:: Data lines ::

........

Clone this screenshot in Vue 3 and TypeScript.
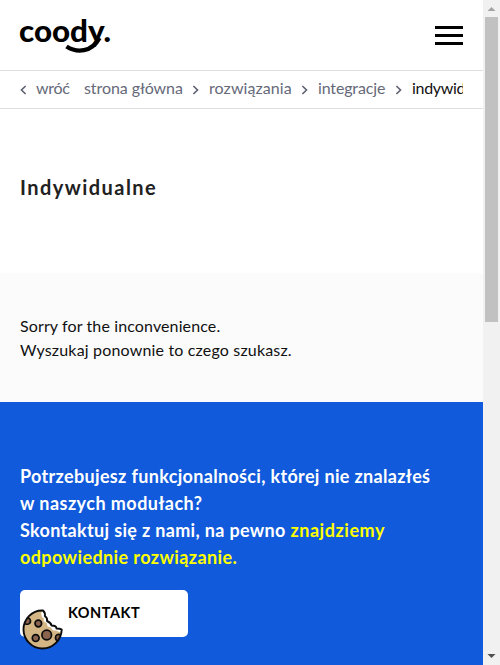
<script setup lang="ts">
interface Crumb {
  label: string
  cls: string
}

const crumbs: Crumb[] = [
  { label: 'strona główna', cls: 'home' },
  { label: 'rozwiązania', cls: 'solutions' },
  { label: 'integracje', cls: 'integrations' },
  { label: 'indywidualne', cls: 'current' },
]
</script>

<template>
  <div class="window">
    <div class="page">
      <header class="header">
        <svg class="logo" width="94" height="42" viewBox="-1 0 94 42" role="img" aria-label="coody.">
          <text class="logo-text" x="-1" y="25.500" textLength="92" lengthAdjust="spacingAndGlyphs">coody.</text>
          <path d="M46.500 30.500C57 37.200 71.500 36.500 79.500 22" fill="none" stroke="#000" stroke-width="4.400" />
        </svg>
        <button class="burger" aria-label="Menu"><i></i><i></i><i></i></button>
      </header>

      <nav class="crumbs">
        <div class="track">
          <svg class="chevron" width="7" height="10" viewBox="0 0 7 10"><path d="M5.600 1 1.500 5l4.100 4" /></svg>
          <a class="crumb back">wróć</a>
          <template v-for="(crumb, i) in crumbs" :key="crumb.label">
            <svg v-if="i > 0" class="chevron next" width="7" height="10" viewBox="0 0 7 10"><path d="m1.400 1 4.100 4-4.100 4" /></svg>
            <a class="crumb" :class="crumb.cls">{{ crumb.label }}</a>
          </template>
        </div>
      </nav>

      <section class="title"><h1>Indywidualne</h1></section>

      <section class="notice">
        <p class="sorry">Sorry for the inconvenience.</p>
        <p class="search">Wyszukaj ponownie to czego szukasz.</p>
      </section>

      <section class="cta">
        <h2>
          <span class="line l1">Potrzebujesz funkcjonalności, której nie znalazłeś</span>
          <span class="line l2">w naszych modułach?</span>
          <span class="line l3">Skontaktuj się z nami, na pewno <em>znajdziemy</em></span>
          <span class="line l4"><em>odpowiednie rozwiązanie.</em></span>
        </h2>
        <a class="button">KONTAKT</a>
      </section>

      <svg class="cookie" width="42" height="42" viewBox="0 0 42 42">
        <path
          d="M21 1.500C10 1 1.500 10 1.500 20.500A19 19 0 0 0 20.500 39.500C31 39.500 39.500 31 39.700 20.500C37 19.200 35 19 33 20C33 17.500 30 16.500 27.500 17C28 14.500 25 13 23.500 12.500C24.500 10 22 9 21.500 7.500C23 5.500 21.500 4 21 1.500Z"
          fill="#d3b683"
        />
        <path
          d="M21 2 19 4 20 8 22 9.500 21.500 12 25 14.500 25.500 17.500 29 18.500 31 21.500 34 21.500 38.500 23.500 39.500 20 34.500 19.500 32 17 29.500 16.500 27 13 25 12 24 9 22.800 7Z"
          fill="#fff"
        />
        <g fill="#8b6450" stroke="#0b0b0b" stroke-width="1.700">
          <path d="M6 8.500C9 10 9.500 14 6.500 15C4.500 15.500 3 15 2.500 14.500" />
          <circle cx="16.300" cy="14.500" r="3.300" />
          <circle cx="24.700" cy="26" r="4.800" />
          <circle cx="13.700" cy="29" r="3.400" />
          <path d="M38.500 26C36 24.500 33.500 26 33.500 28.500C33.500 30.500 34.500 31.500 36 32" />
        </g>
        <path
          d="M21 1.500C10 1 1.500 10 1.500 20.500A19 19 0 0 0 20.500 39.500C31 39.500 39.500 31 39.700 20.500C38 19.500 36.500 19.500 34.500 19.500C34.500 17 32 16.500 29.500 16.500C29 14 27.500 13 25 12C25.500 9.500 24.500 8 22.800 7C23.500 4.500 22.500 3 21 1.500Z"
          fill="none" stroke="#0b0b0b" stroke-width="1.900" stroke-linejoin="round"
        />
      </svg>
    </div>

    <div class="scrollbar">
      <svg width="17" height="17" viewBox="0 0 17 17"><path d="M4.500 11h8L8.500 7z" fill="#a3a3a3" /></svg>
      <div class="thumb"></div>
      <svg class="down" width="17" height="17" viewBox="0 0 17 17"><path d="M4.500 6h8l-4 4z" fill="#505050" /></svg>
    </div>
  </div>
</template>

<style>
body {
  overflow: hidden;
}
</style>

<style scoped>
.window {
  display: flex;
  width: 500px;
  height: 665px;
  overflow: hidden;
  background: #fff;
  color: #111;
  font-family: Lato, "Liberation Sans", sans-serif;
}
.page {
  position: relative;
  width: 483px;
  height: 665px;
  overflow: hidden;
}
.header {
  box-sizing: border-box;
  height: 71px;
  padding: 16px 20px 0 19px;
  border-bottom: 1px solid #dedede;
  display: flex;
  justify-content: space-between;
}
.logo {
  overflow: visible;
}
.logo-text {
  font: 900 31px Lato, sans-serif;
}
.burger {
  width: 28px;
  height: 19px;
  margin-top: 10px;
  padding: 0;
  border: 0;
  background: none;
  display: flex;
  flex-direction: column;
  gap: 5px;
}
.burger i {
  height: 3px;
  width: 28px;
  background: #000;
}
.crumbs {
  box-sizing: border-box;
  height: 38px;
  padding: 0 20px;
  border-bottom: 1px solid #dedede;
}
.track {
  display: flex;
  align-items: center;
  height: 33px;
  overflow: hidden;
  white-space: nowrap;
}
.chevron {
  flex: none;
  margin-top: 4px;
  fill: none;
  stroke: #5c6070;
  stroke-width: 1.6;
}
.crumb {
  flex: none;
  font-size: 16px;
  line-height: 24px;
  color: #656978;
}
.next {
  margin-right: 10px;
}
.back {
  width: 38px;
  margin: 0 10px 0 9px;
  letter-spacing: -0.3px;
}
.home {
  width: 108px;
  letter-spacing: -0.08px;
}
.solutions {
  width: 92px;
  letter-spacing: 0.08px;
}
.integrations {
  width: 77px;
  letter-spacing: -0.15px;
}
.current {
  color: #111;
  letter-spacing: -0.3px;
}
.title {
  box-sizing: border-box;
  height: 164px;
  padding: 63px 20px 0;
}
h1 {
  margin: 0;
  font-size: 20px;
  line-height: 30px;
  font-weight: 700;
  letter-spacing: 1.45px;
  color: #212121;
}
.notice {
  box-sizing: border-box;
  height: 129px;
  padding: 41px 20px 0;
  background: #fbfbfb;
}
.notice p {
  margin: 0;
  font-size: 16px;
  line-height: 24px;
  white-space: nowrap;
}
.sorry {
  letter-spacing: 0.12px;
}
.search {
  letter-spacing: 0.17px;
}
.cta {
  height: 263px;
  box-sizing: border-box;
  padding: 61px 20px 0;
  background: #105adb;
}
h2 {
  margin: 0 0 19px;
  font-size: 18px;
  line-height: 27px;
  font-weight: 700;
  color: #fff;
}
.line {
  display: block;
  white-space: nowrap;
}
.l1 {
  letter-spacing: 0.33px;
}
.l2 {
  letter-spacing: 0.45px;
}
.l3 {
  letter-spacing: 0.33px;
}
.l3 em {
  letter-spacing: 0.55px;
}
.l4 {
  letter-spacing: 0.4px;
}
em {
  font-style: normal;
  color: #ff0;
}
.button {
  box-sizing: border-box;
  display: flex;
  align-items: center;
  justify-content: center;
  width: 168px;
  height: 47px;
  padding-bottom: 2px;
  border-radius: 5px;
  background: #fff;
  color: #000;
  font-size: 14.5px;
  font-weight: 700;
  letter-spacing: 0.5px;
}
.cookie {
  position: absolute;
  left: 22px;
  top: 609px;
}
.scrollbar {
  width: 17px;
  height: 665px;
  background: #f1f1f1;
  display: flex;
  flex-direction: column;
  align-items: center;
}
.thumb {
  width: 13px;
  height: 305px;
  background: #c1c1c1;
}
.down {
  margin-top: auto;
}
</style>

........

:: Exercise objective ::
Write out each line again precisely as it appears, skipping every picture.

:: Exercise answer ::
Clone this screenshot in Vue 3 and TypeScript.
<script setup lang="ts">
interface Crumb {
  label: string
  cls: string
}

const crumbs: Crumb[] = [
  { label: 'strona główna', cls: 'home' },
  { label: 'rozwiązania', cls: 'solutions' },
  { label: 'integracje', cls: 'integrations' },
  { label: 'indywidualne', cls: 'current' },
]
</script>

<template>
  <div class="window">
    <div class="page">
      <header class="header">
        <svg class="logo" width="94" height="42" viewBox="-1 0 94 42" role="img" aria-label="coody.">
          <text class="logo-text" x="-1" y="25.500" textLength="92" lengthAdjust="spacingAndGlyphs">coody.</text>
          <path d="M46.500 30.500C57 37.200 71.500 36.500 79.500 22" fill="none" stroke="#000" stroke-width="4.400" />
        </svg>
        <button class="burger" aria-label="Menu"><i></i><i></i><i></i></button>
      </header>

      <nav class="crumbs">
        <div class="track">
          <svg class="chevron" width="7" height="10" viewBox="0 0 7 10"><path d="M5.600 1 1.500 5l4.100 4" /></svg>
          <a class="crumb back">wróć</a>
          <template v-for="(crumb, i) in crumbs" :key="crumb.label">
            <svg v-if="i > 0" class="chevron next" width="7" height="10" viewBox="0 0 7 10"><path d="m1.400 1 4.100 4-4.100 4" /></svg>
            <a class="crumb" :class="crumb.cls">{{ crumb.label }}</a>
          </template>
        </div>
      </nav>

      <section class="title"><h1>Indywidualne</h1></section>

      <section class="notice">
        <p class="sorry">Sorry for the inconvenience.</p>
        <p class="search">Wyszukaj ponownie to czego szukasz.</p>
      </section>

      <section class="cta">
        <h2>
          <span class="line l1">Potrzebujesz funkcjonalności, której nie znalazłeś</span>
          <span class="line l2">w naszych modułach?</span>
          <span class="line l3">Skontaktuj się z nami, na pewno <em>znajdziemy</em></span>
          <span class="line l4"><em>odpowiednie rozwiązanie.</em></span>
        </h2>
        <a class="button">KONTAKT</a>
      </section>

      <svg class="cookie" width="42" height="42" viewBox="0 0 42 42">
        <path
          d="M21 1.500C10 1 1.500 10 1.500 20.500A19 19 0 0 0 20.500 39.500C31 39.500 39.500 31 39.700 20.500C37 19.200 35 19 33 20C33 17.500 30 16.500 27.500 17C28 14.500 25 13 23.500 12.500C24.500 10 22 9 21.500 7.500C23 5.500 21.500 4 21 1.500Z"
          fill="#d3b683"
        />
        <path
          d="M21 2 19 4 20 8 22 9.500 21.500 12 25 14.500 25.500 17.500 29 18.500 31 21.500 34 21.500 38.500 23.500 39.500 20 34.500 19.500 32 17 29.500 16.500 27 13 25 12 24 9 22.800 7Z"
          fill="#fff"
        />
        <g fill="#8b6450" stroke="#0b0b0b" stroke-width="1.700">
          <path d="M6 8.500C9 10 9.500 14 6.500 15C4.500 15.500 3 15 2.500 14.500" />
          <circle cx="16.300" cy="14.500" r="3.300" />
          <circle cx="24.700" cy="26" r="4.800" />
          <circle cx="13.700" cy="29" r="3.400" />
          <path d="M38.500 26C36 24.500 33.500 26 33.500 28.500C33.500 30.500 34.500 31.500 36 32" />
        </g>
        <path
          d="M21 1.500C10 1 1.500 10 1.500 20.500A19 19 0 0 0 20.500 39.500C31 39.500 39.500 31 39.700 20.500C38 19.500 36.500 19.500 34.500 19.500C34.500 17 32 16.500 29.500 16.500C29 14 27.500 13 25 12C25.500 9.500 24.500 8 22.800 7C23.500 4.500 22.500 3 21 1.500Z"
          fill="none" stroke="#0b0b0b" stroke-width="1.900" stroke-linejoin="round"
        />
      </svg>
    </div>

    <div class="scrollbar">
      <svg width="17" height="17" viewBox="0 0 17 17"><path d="M4.500 11h8L8.500 7z" fill="#a3a3a3" /></svg>
      <div class="thumb"></div>
      <svg class="down" width="17" height="17" viewBox="0 0 17 17"><path d="M4.500 6h8l-4 4z" fill="#505050" /></svg>
    </div>
  </div>
</template>

<style>
body {
  overflow: hidden;
}
</style>

<style scoped>
.window {
  display: flex;
  width: 500px;
  height: 665px;
  overflow: hidden;
  background: #fff;
  color: #111;
  font-family: Lato, "Liberation Sans", sans-serif;
}
.page {
  position: relative;
  width: 483px;
  height: 665px;
  overflow: hidden;
}
.header {
  box-sizing: border-box;
  height: 71px;
  padding: 16px 20px 0 19px;
  border-bottom: 1px solid #dedede;
  display: flex;
  justify-content: space-between;
}
.logo {
  overflow: visible;
}
.logo-text {
  font: 900 31px Lato, sans-serif;
}
.burger {
  width: 28px;
  height: 19px;
  margin-top: 10px;
  padding: 0;
  border: 0;
  background: none;
  display: flex;
  flex-direction: column;
  gap: 5px;
}
.burger i {
  height: 3px;
  width: 28px;
  background: #000;
}
.crumbs {
  box-sizing: border-box;
  height: 38px;
  padding: 0 20px;
  border-bottom: 1px solid #dedede;
}
.track {
  display: flex;
  align-items: center;
  height: 33px;
  overflow: hidden;
  white-space: nowrap;
}
.chevron {
  flex: none;
  margin-top: 4px;
  fill: none;
  stroke: #5c6070;
  stroke-width: 1.6;
}
.crumb {
  flex: none;
  font-size: 16px;
  line-height: 24px;
  color: #656978;
}
.next {
  margin-right: 10px;
}
.back {
  width: 38px;
  margin: 0 10px 0 9px;
  letter-spacing: -0.3px;
}
.home {
  width: 108px;
  letter-spacing: -0.08px;
}
.solutions {
  width: 92px;
  letter-spacing: 0.08px;
}
.integrations {
  width: 77px;
  letter-spacing: -0.15px;
}
.current {
  color: #111;
  letter-spacing: -0.3px;
}
.title {
  box-sizing: border-box;
  height: 164px;
  padding: 63px 20px 0;
}
h1 {
  margin: 0;
  font-size: 20px;
  line-height: 30px;
  font-weight: 700;
  letter-spacing: 1.45px;
  color: #212121;
}
.notice {
  box-sizing: border-box;
  height: 129px;
  padding: 41px 20px 0;
  background: #fbfbfb;
}
.notice p {
  margin: 0;
  font-size: 16px;
  line-height: 24px;
  white-space: nowrap;
}
.sorry {
  letter-spacing: 0.12px;
}
.search {
  letter-spacing: 0.17px;
}
.cta {
  height: 263px;
  box-sizing: border-box;
  padding: 61px 20px 0;
  background: #105adb;
}
h2 {
  margin: 0 0 19px;
  font-size: 18px;
  line-height: 27px;
  font-weight: 700;
  color: #fff;
}
.line {
  display: block;
  white-space: nowrap;
}
.l1 {
  letter-spacing: 0.33px;
}
.l2 {
  letter-spacing: 0.45px;
}
.l3 {
  letter-spacing: 0.33px;
}
.l3 em {
  letter-spacing: 0.55px;
}
.l4 {
  letter-spacing: 0.4px;
}
em {
  font-style: normal;
  color: #ff0;
}
.button {
  box-sizing: border-box;
  display: flex;
  align-items: center;
  justify-content: center;
  width: 168px;
  height: 47px;
  padding-bottom: 2px;
  border-radius: 5px;
  background: #fff;
  color: #000;
  font-size: 14.5px;
  font-weight: 700;
  letter-spacing: 0.5px;
}
.cookie {
  position: absolute;
  left: 22px;
  top: 609px;
}
.scrollbar {
  width: 17px;
  height: 665px;
  background: #f1f1f1;
  display: flex;
  flex-direction: column;
  align-items: center;
}
.thumb {
  width: 13px;
  height: 305px;
  background: #c1c1c1;
}
.down {
  margin-top: auto;
}
</style>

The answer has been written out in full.